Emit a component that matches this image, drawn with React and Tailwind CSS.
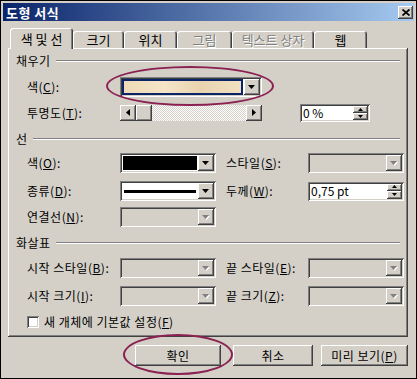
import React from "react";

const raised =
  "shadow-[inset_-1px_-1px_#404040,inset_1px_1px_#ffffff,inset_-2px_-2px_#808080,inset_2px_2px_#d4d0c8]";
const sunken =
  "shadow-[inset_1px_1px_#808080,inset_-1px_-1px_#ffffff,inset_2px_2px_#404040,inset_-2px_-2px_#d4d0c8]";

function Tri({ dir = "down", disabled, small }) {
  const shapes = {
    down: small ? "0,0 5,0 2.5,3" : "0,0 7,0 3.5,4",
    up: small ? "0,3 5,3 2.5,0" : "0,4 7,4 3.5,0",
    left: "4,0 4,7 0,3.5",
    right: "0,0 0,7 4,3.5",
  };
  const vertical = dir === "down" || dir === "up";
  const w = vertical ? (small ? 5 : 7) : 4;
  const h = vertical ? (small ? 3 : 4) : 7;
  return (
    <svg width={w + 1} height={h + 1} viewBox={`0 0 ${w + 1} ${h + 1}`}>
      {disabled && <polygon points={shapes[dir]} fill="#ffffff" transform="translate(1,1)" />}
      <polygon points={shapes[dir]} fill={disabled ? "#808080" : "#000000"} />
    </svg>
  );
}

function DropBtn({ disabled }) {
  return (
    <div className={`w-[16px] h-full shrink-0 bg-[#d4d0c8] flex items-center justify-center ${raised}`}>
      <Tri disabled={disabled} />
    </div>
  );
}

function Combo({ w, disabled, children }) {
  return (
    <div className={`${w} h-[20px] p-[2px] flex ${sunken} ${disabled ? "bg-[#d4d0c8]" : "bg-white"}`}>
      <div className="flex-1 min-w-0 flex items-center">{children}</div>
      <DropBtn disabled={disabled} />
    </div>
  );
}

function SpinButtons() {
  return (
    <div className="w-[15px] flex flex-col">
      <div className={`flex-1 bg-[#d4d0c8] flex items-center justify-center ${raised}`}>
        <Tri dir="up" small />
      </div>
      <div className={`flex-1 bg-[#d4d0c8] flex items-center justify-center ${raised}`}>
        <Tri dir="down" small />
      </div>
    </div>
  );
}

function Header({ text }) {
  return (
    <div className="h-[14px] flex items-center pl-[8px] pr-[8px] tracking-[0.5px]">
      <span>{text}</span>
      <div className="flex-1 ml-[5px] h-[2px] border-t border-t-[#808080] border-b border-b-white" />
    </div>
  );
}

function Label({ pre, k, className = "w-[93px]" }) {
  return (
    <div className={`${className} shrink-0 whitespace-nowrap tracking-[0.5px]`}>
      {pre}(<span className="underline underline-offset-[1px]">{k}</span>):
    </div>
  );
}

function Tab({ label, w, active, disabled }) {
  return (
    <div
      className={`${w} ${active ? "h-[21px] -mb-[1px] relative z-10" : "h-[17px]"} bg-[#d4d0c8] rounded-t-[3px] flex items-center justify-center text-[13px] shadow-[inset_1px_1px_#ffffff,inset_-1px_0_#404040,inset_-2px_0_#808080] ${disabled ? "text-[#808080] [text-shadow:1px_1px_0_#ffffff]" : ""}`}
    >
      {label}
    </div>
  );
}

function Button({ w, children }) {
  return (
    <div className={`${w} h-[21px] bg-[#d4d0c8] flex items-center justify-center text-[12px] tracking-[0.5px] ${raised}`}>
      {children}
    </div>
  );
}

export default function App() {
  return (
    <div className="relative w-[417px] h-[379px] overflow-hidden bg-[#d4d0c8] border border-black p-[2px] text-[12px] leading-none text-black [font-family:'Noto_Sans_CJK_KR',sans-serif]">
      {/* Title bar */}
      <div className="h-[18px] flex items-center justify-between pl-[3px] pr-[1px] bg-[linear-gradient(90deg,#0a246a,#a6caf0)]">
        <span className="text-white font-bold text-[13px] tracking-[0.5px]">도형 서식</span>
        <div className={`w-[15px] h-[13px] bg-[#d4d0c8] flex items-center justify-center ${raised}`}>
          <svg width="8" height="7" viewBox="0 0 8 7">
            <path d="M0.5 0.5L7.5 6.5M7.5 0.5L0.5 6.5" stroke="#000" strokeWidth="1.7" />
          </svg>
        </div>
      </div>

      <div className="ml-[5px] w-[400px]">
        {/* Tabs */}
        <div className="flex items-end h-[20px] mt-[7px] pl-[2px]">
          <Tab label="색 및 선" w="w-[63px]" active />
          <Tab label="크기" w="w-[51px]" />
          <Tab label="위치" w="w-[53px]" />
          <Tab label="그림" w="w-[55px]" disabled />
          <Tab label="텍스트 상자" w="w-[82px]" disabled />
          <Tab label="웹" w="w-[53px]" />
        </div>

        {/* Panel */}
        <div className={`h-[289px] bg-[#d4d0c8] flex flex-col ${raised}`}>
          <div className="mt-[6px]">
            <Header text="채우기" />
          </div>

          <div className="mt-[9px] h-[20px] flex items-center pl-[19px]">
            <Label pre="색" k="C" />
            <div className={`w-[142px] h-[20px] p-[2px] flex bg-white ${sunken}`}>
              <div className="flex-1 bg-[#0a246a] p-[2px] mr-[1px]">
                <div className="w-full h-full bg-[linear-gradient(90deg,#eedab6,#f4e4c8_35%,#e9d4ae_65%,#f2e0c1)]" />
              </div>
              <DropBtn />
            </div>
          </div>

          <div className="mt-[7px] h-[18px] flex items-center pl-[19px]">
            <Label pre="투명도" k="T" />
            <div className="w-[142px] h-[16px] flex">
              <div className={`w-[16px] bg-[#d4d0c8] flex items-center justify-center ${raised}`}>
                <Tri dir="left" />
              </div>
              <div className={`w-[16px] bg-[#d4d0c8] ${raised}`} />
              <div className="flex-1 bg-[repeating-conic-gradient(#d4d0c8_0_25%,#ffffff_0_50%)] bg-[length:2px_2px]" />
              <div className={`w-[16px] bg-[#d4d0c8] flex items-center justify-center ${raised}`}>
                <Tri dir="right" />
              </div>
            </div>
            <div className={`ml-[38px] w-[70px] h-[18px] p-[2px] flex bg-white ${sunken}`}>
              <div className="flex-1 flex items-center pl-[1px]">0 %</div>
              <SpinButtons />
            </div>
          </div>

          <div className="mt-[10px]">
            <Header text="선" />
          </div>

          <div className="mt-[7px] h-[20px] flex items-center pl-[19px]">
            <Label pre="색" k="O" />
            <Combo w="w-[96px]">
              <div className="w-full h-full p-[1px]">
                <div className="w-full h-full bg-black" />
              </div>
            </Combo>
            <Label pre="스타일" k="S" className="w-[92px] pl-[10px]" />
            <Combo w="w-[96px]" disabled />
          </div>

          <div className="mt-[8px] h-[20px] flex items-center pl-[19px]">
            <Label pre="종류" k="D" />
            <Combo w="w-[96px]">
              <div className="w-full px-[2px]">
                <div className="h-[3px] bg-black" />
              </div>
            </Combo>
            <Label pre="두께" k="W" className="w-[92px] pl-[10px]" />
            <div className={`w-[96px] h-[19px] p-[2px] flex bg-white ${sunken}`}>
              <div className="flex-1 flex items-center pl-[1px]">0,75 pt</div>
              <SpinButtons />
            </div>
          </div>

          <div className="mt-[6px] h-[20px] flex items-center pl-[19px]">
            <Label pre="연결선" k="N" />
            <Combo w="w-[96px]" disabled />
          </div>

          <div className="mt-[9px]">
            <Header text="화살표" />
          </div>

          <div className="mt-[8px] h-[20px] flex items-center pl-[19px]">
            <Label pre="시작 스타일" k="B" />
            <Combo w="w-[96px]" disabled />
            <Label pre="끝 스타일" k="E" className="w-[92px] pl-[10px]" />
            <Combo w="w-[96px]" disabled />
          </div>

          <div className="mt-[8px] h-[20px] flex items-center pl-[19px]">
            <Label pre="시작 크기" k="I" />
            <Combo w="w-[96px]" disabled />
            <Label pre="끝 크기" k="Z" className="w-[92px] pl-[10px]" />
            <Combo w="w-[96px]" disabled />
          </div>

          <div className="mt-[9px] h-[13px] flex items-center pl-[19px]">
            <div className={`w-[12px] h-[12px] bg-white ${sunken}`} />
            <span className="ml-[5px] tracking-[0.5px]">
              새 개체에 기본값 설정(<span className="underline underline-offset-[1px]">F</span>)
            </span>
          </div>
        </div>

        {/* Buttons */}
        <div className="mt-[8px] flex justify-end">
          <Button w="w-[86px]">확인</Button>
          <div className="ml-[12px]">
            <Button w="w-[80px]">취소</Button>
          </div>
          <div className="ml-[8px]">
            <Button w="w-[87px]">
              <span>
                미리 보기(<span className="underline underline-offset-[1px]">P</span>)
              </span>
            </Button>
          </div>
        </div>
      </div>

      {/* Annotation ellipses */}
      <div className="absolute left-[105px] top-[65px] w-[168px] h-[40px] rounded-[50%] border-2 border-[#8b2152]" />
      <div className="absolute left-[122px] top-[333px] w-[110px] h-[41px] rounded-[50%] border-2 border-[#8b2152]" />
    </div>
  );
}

- - - -

* Objective
Copy exactly the lines running from the beginning of the listing through the line that has "import React from". Drop the pictures.

* Reply
Emit a component that matches this image, drawn with React and Tailwind CSS.
import React from "react";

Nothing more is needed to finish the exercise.